◆ GIVEN MATERIAL
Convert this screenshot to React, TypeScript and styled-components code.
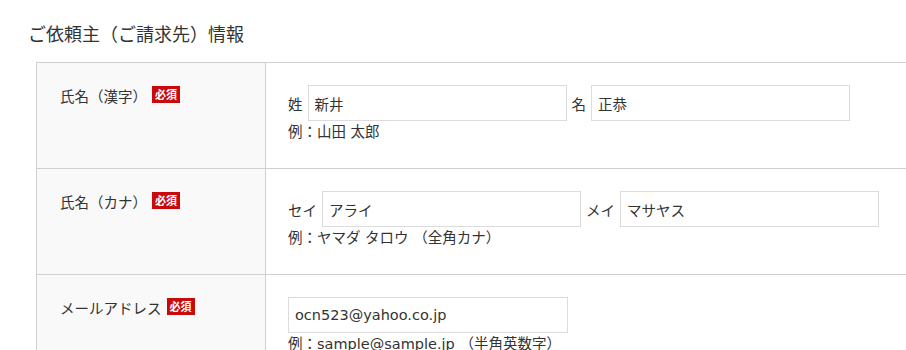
import React from 'react'
import styled, { createGlobalStyle } from 'styled-components'

const GlobalStyle = createGlobalStyle`
  html, body {
    margin: 0;
    padding: 0;
    background: #fff;
    overflow: hidden;
  }
  body {
    font-family: 'DejaVu Sans', 'Noto Sans CJK JP', sans-serif;
    color: #333;
  }
`

const App = () => {
  return (
    <>
      <GlobalStyle />
      <Page>
        <Heading>ご依頼主（ご請求先）情報</Heading>
        <FormTable>
          <Row>
            <LabelCell>
              氏名（漢字）<Required>必須</Required>
            </LabelCell>
            <FieldCell>
              <Fields>
                <FieldLabel>姓</FieldLabel>
                <TextInput defaultValue='新井' />
                <FieldLabel>名</FieldLabel>
                <TextInput defaultValue='正恭' />
              </Fields>
              <Hint>例：山田 太郎</Hint>
            </FieldCell>
          </Row>
          <Row>
            <LabelCell>
              氏名（カナ）<Required>必須</Required>
            </LabelCell>
            <FieldCell>
              <Fields>
                <FieldLabel>セイ</FieldLabel>
                <TextInput defaultValue='アライ' />
                <FieldLabel>メイ</FieldLabel>
                <TextInput defaultValue='マサヤス' />
              </Fields>
              <Hint>例：ヤマダ タロウ （全角カナ）</Hint>
            </FieldCell>
          </Row>
          <Row>
            <LabelCell>
              メールアドレス<Required>必須</Required>
            </LabelCell>
            <FieldCell>
              <Fields>
                <TextInput $wide defaultValue='ocn523@yahoo.co.jp' />
              </Fields>
              <Hint>例：sample@sample.jp （半角英数字）</Hint>
            </FieldCell>
          </Row>
        </FormTable>
      </Page>
    </>
  )
}

export default App

const Page = styled.div`
  padding: 22px 0 0 28px;
  width: 906px;
  box-sizing: border-box;
`

const Heading = styled.h2`
  margin: 0 0 14px;
  font-size: 18px;
  line-height: 26px;
  font-weight: normal;
  color: #333;
`

const FormTable = styled.div`
  margin-left: 8px;
  width: 900px;
  border-left: 1px solid #d0d0d0;
`

const Row = styled.div`
  display: grid;
  grid-template-columns: 229px 1fr;
  border-top: 1px solid #d0d0d0;
`

const LabelCell = styled.div`
  box-sizing: border-box;
  display: flex;
  align-items: flex-start;
  background: #f9f9f9;
  border-right: 1px solid #d0d0d0;
  padding: 22px 0 0 23px;
  font-size: 14.5px;
  line-height: 24px;
`

const Required = styled.span`
  display: inline-block;
  margin: 1px 0 0 5px;
  padding: 0 3px;
  height: 17px;
  line-height: 17px;
  background: #c80a0a;
  color: #fff;
  font-size: 11px;
  font-weight: bold;
  font-family: 'Noto Sans CJK JP', sans-serif;
`

const FieldCell = styled.div`
  padding: 22px 22px 25px 22px;
`

const Fields = styled.div`
  display: flex;
  align-items: center;
`

const FieldLabel = styled.span`
  font-size: 14.5px;
  margin-right: 5px;
`

const TextInput = styled.input<{ $wide?: boolean }>`
  box-sizing: border-box;
  width: ${({ $wide }) => ($wide ? '280px' : '259px')};
  height: 36px;
  margin: 0 5px 0 0;
  padding: 0 6px;
  border: 1px solid #dcdcdc;
  border-radius: 0;
  background: #fff;
  color: #333;
  font-family: 'DejaVu Sans', 'Noto Sans CJK JP', sans-serif;
  font-size: 14.5px;
  outline: none;
`

const Hint = styled.div`
  font-size: 14.5px;
  line-height: 22px;
`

◆ WRITTEN REQUEST
Copy the material exactly. Do not include the pictures.

◆ OUTPUT OF THE EXERCISE
Convert this screenshot to React, TypeScript and styled-components code.
import React from 'react'
import styled, { createGlobalStyle } from 'styled-components'

const GlobalStyle = createGlobalStyle`
  html, body {
    margin: 0;
    padding: 0;
    background: #fff;
    overflow: hidden;
  }
  body {
    font-family: 'DejaVu Sans', 'Noto Sans CJK JP', sans-serif;
    color: #333;
  }
`

const App = () => {
  return (
    <>
      <GlobalStyle />
      <Page>
        <Heading>ご依頼主（ご請求先）情報</Heading>
        <FormTable>
          <Row>
            <LabelCell>
              氏名（漢字）<Required>必須</Required>
            </LabelCell>
            <FieldCell>
              <Fields>
                <FieldLabel>姓</FieldLabel>
                <TextInput defaultValue='新井' />
                <FieldLabel>名</FieldLabel>
                <TextInput defaultValue='正恭' />
              </Fields>
              <Hint>例：山田 太郎</Hint>
            </FieldCell>
          </Row>
          <Row>
            <LabelCell>
              氏名（カナ）<Required>必須</Required>
            </LabelCell>
            <FieldCell>
              <Fields>
                <FieldLabel>セイ</FieldLabel>
                <TextInput defaultValue='アライ' />
                <FieldLabel>メイ</FieldLabel>
                <TextInput defaultValue='マサヤス' />
              </Fields>
              <Hint>例：ヤマダ タロウ （全角カナ）</Hint>
            </FieldCell>
          </Row>
          <Row>
            <LabelCell>
              メールアドレス<Required>必須</Required>
            </LabelCell>
            <FieldCell>
              <Fields>
                <TextInput $wide defaultValue='ocn523@yahoo.co.jp' />
              </Fields>
              <Hint>例：sample@sample.jp （半角英数字）</Hint>
            </FieldCell>
          </Row>
        </FormTable>
      </Page>
    </>
  )
}

export default App

const Page = styled.div`
  padding: 22px 0 0 28px;
  width: 906px;
  box-sizing: border-box;
`

const Heading = styled.h2`
  margin: 0 0 14px;
  font-size: 18px;
  line-height: 26px;
  font-weight: normal;
  color: #333;
`

const FormTable = styled.div`
  margin-left: 8px;
  width: 900px;
  border-left: 1px solid #d0d0d0;
`

const Row = styled.div`
  display: grid;
  grid-template-columns: 229px 1fr;
  border-top: 1px solid #d0d0d0;
`

const LabelCell = styled.div`
  box-sizing: border-box;
  display: flex;
  align-items: flex-start;
  background: #f9f9f9;
  border-right: 1px solid #d0d0d0;
  padding: 22px 0 0 23px;
  font-size: 14.5px;
  line-height: 24px;
`

const Required = styled.span`
  display: inline-block;
  margin: 1px 0 0 5px;
  padding: 0 3px;
  height: 17px;
  line-height: 17px;
  background: #c80a0a;
  color: #fff;
  font-size: 11px;
  font-weight: bold;
  font-family: 'Noto Sans CJK JP', sans-serif;
`

const FieldCell = styled.div`
  padding: 22px 22px 25px 22px;
`

const Fields = styled.div`
  display: flex;
  align-items: center;
`

const FieldLabel = styled.span`
  font-size: 14.5px;
  margin-right: 5px;
`

const TextInput = styled.input<{ $wide?: boolean }>`
  box-sizing: border-box;
  width: ${({ $wide }) => ($wide ? '280px' : '259px')};
  height: 36px;
  margin: 0 5px 0 0;
  padding: 0 6px;
  border: 1px solid #dcdcdc;
  border-radius: 0;
  background: #fff;
  color: #333;
  font-family: 'DejaVu Sans', 'Noto Sans CJK JP', sans-serif;
  font-size: 14.5px;
  outline: none;
`

const Hint = styled.div`
  font-size: 14.5px;
  line-height: 22px;
`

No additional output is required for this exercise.